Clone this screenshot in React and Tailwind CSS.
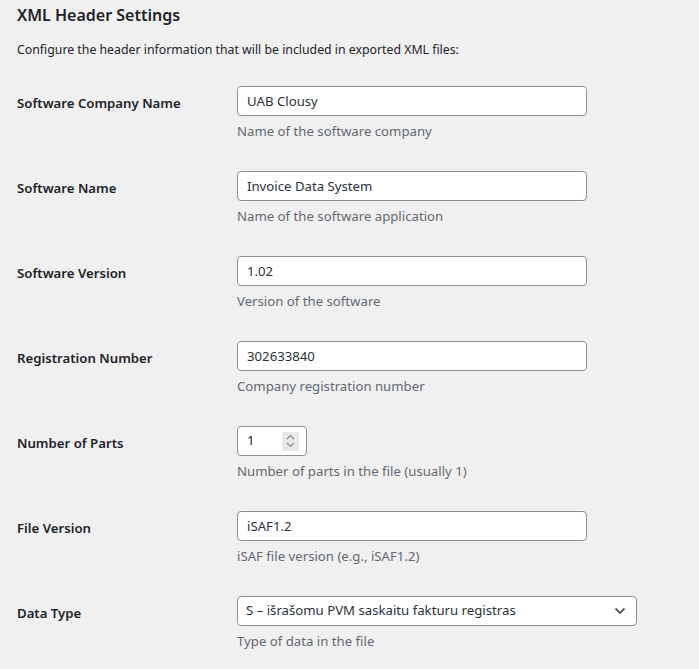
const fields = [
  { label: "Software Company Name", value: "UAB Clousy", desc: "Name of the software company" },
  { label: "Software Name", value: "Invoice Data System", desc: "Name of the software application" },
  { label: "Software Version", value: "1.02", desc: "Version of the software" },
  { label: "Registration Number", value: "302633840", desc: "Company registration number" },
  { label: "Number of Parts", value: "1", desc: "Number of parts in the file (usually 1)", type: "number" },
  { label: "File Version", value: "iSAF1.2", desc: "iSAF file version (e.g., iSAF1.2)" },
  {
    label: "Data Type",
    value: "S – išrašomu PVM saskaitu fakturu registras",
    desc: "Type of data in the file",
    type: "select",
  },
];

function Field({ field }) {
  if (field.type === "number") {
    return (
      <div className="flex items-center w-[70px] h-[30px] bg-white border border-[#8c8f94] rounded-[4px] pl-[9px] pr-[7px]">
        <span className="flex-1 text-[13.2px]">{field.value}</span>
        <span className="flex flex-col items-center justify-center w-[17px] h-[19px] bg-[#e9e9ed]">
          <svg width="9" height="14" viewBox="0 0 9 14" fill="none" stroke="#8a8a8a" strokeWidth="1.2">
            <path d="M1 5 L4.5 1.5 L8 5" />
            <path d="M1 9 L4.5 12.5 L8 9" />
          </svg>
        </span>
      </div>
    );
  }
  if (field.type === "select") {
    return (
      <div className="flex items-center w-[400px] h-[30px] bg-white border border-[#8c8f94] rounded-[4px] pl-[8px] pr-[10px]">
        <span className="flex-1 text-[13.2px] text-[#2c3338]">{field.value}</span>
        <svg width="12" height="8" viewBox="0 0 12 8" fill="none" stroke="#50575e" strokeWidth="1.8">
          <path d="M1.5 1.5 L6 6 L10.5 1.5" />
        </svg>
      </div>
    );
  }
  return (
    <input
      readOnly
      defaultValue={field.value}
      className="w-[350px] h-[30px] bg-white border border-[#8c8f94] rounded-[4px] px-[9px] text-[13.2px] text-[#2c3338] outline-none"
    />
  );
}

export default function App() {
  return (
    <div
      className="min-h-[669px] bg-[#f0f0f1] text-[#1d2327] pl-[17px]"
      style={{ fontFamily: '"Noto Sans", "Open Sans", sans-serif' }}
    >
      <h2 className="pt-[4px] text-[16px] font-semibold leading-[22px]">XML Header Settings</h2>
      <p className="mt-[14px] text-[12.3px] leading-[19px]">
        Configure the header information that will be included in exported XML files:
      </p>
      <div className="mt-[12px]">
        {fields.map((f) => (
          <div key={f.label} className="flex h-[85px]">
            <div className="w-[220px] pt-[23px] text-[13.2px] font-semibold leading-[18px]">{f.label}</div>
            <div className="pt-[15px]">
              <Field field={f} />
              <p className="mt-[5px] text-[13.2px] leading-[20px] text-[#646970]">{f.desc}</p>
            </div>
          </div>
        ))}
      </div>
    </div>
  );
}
....................
Reproduce every line of the material precisely, omitting its pictures.

Clone this screenshot in React and Tailwind CSS.
const fields = [
  { label: "Software Company Name", value: "UAB Clousy", desc: "Name of the software company" },
  { label: "Software Name", value: "Invoice Data System", desc: "Name of the software application" },
  { label: "Software Version", value: "1.02", desc: "Version of the software" },
  { label: "Registration Number", value: "302633840", desc: "Company registration number" },
  { label: "Number of Parts", value: "1", desc: "Number of parts in the file (usually 1)", type: "number" },
  { label: "File Version", value: "iSAF1.2", desc: "iSAF file version (e.g., iSAF1.2)" },
  {
    label: "Data Type",
    value: "S – išrašomu PVM saskaitu fakturu registras",
    desc: "Type of data in the file",
    type: "select",
  },
];

function Field({ field }) {
  if (field.type === "number") {
    return (
      <div className="flex items-center w-[70px] h-[30px] bg-white border border-[#8c8f94] rounded-[4px] pl-[9px] pr-[7px]">
        <span className="flex-1 text-[13.2px]">{field.value}</span>
        <span className="flex flex-col items-center justify-center w-[17px] h-[19px] bg-[#e9e9ed]">
          <svg width="9" height="14" viewBox="0 0 9 14" fill="none" stroke="#8a8a8a" strokeWidth="1.2">
            <path d="M1 5 L4.5 1.5 L8 5" />
            <path d="M1 9 L4.5 12.5 L8 9" />
          </svg>
        </span>
      </div>
    );
  }
  if (field.type === "select") {
    return (
      <div className="flex items-center w-[400px] h-[30px] bg-white border border-[#8c8f94] rounded-[4px] pl-[8px] pr-[10px]">
        <span className="flex-1 text-[13.2px] text-[#2c3338]">{field.value}</span>
        <svg width="12" height="8" viewBox="0 0 12 8" fill="none" stroke="#50575e" strokeWidth="1.8">
          <path d="M1.5 1.5 L6 6 L10.5 1.5" />
        </svg>
      </div>
    );
  }
  return (
    <input
      readOnly
      defaultValue={field.value}
      className="w-[350px] h-[30px] bg-white border border-[#8c8f94] rounded-[4px] px-[9px] text-[13.2px] text-[#2c3338] outline-none"
    />
  );
}

export default function App() {
  return (
    <div
      className="min-h-[669px] bg-[#f0f0f1] text-[#1d2327] pl-[17px]"
      style={{ fontFamily: '"Noto Sans", "Open Sans", sans-serif' }}
    >
      <h2 className="pt-[4px] text-[16px] font-semibold leading-[22px]">XML Header Settings</h2>
      <p className="mt-[14px] text-[12.3px] leading-[19px]">
        Configure the header information that will be included in exported XML files:
      </p>
      <div className="mt-[12px]">
        {fields.map((f) => (
          <div key={f.label} className="flex h-[85px]">
            <div className="w-[220px] pt-[23px] text-[13.2px] font-semibold leading-[18px]">{f.label}</div>
            <div className="pt-[15px]">
              <Field field={f} />
              <p className="mt-[5px] text-[13.2px] leading-[20px] text-[#646970]">{f.desc}</p>
            </div>
          </div>
        ))}
      </div>
    </div>
  );
}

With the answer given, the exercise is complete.